**GOAL**:
Tally the lines containing the word "index" and give the total alone.

....

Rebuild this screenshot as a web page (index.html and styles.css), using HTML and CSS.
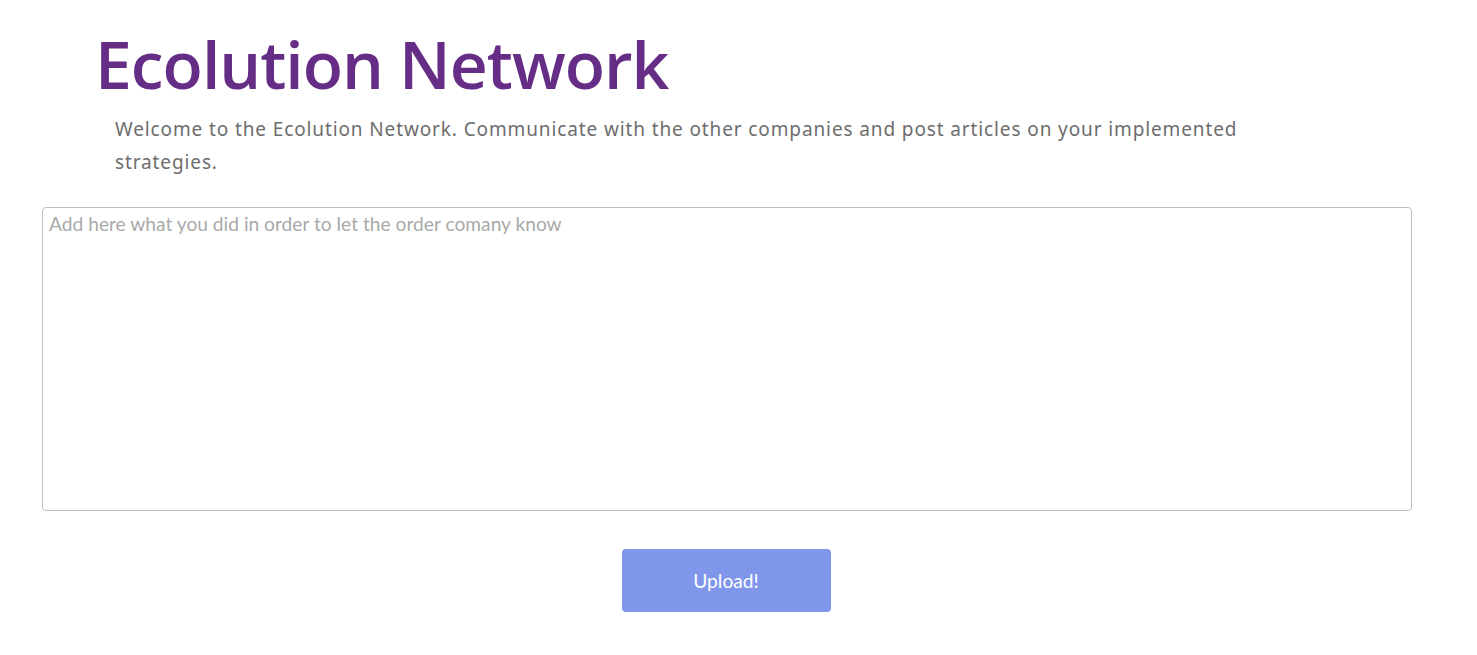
FILE: index.html
```html
<!DOCTYPE html>
<html>
<head>
<meta charset="utf-8">
<link rel="stylesheet" href="styles.css">
</head>
<body>
<div class="page">
  <header class="intro">
    <h1 class="title">Ecolution Network</h1>
    <p class="lead">Welcome to the Ecolution Network. Communicate with the other companies and post articles on your implemented strategies.</p>
  </header>
  <form class="post-form">
    <textarea class="post-input" placeholder="Add here what you did in order to let the order comany know"></textarea>
    <div class="actions">
      <button type="button" class="upload-btn">Upload!</button>
    </div>
  </form>
</div>
</body>
</html>
```
FILE: styles.css
```css
html, body {
  margin: 0;
  padding: 0;
  background: #ffffff;
}
.page {
  padding: 0 66px 0 42px;
}
.intro {
  padding-left: 53px;
}
.title {
  margin: 0;
  padding-top: 21px;
  font-family: "Open Sans", "Noto Sans", sans-serif;
  font-weight: 600;
  font-size: 66px;
  line-height: 84px;
  color: #652d86;
  letter-spacing: -1px;
}
.lead {
  margin: 8px 0 0 20px;
  max-width: 1170px;
  font-family: "Noto Sans", "Open Sans", sans-serif;
  font-size: 19px;
  line-height: 33px;
  letter-spacing: 0.88px;
  color: #6d6d6d;
}
.post-form {
  margin-top: 28px;
}
.post-input {
  display: block;
  box-sizing: border-box;
  width: 1370px;
  height: 304px;
  margin: 0;
  padding: 5px 6px;
  border: 1px solid #bdbdbd;
  border-radius: 4px;
  font-family: "Lato", sans-serif;
  font-size: 19.2px;
  line-height: 22px;
  color: #444;
  resize: none;
  outline: none;
}
.post-input::placeholder {
  color: #a9a9a9;
}
.actions {
  display: flex;
  justify-content: center;
  width: 1368px;
  padding-top: 38px;
}
.upload-btn {
  width: 209px;
  height: 63px;
  border: none;
  border-radius: 4px;
  background: #8096ea;
  color: #ffffff;
  font-family: "Lato", sans-serif;
  font-size: 19.2px;
  cursor: pointer;
}
```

....

**FULL RESPONSE**:
2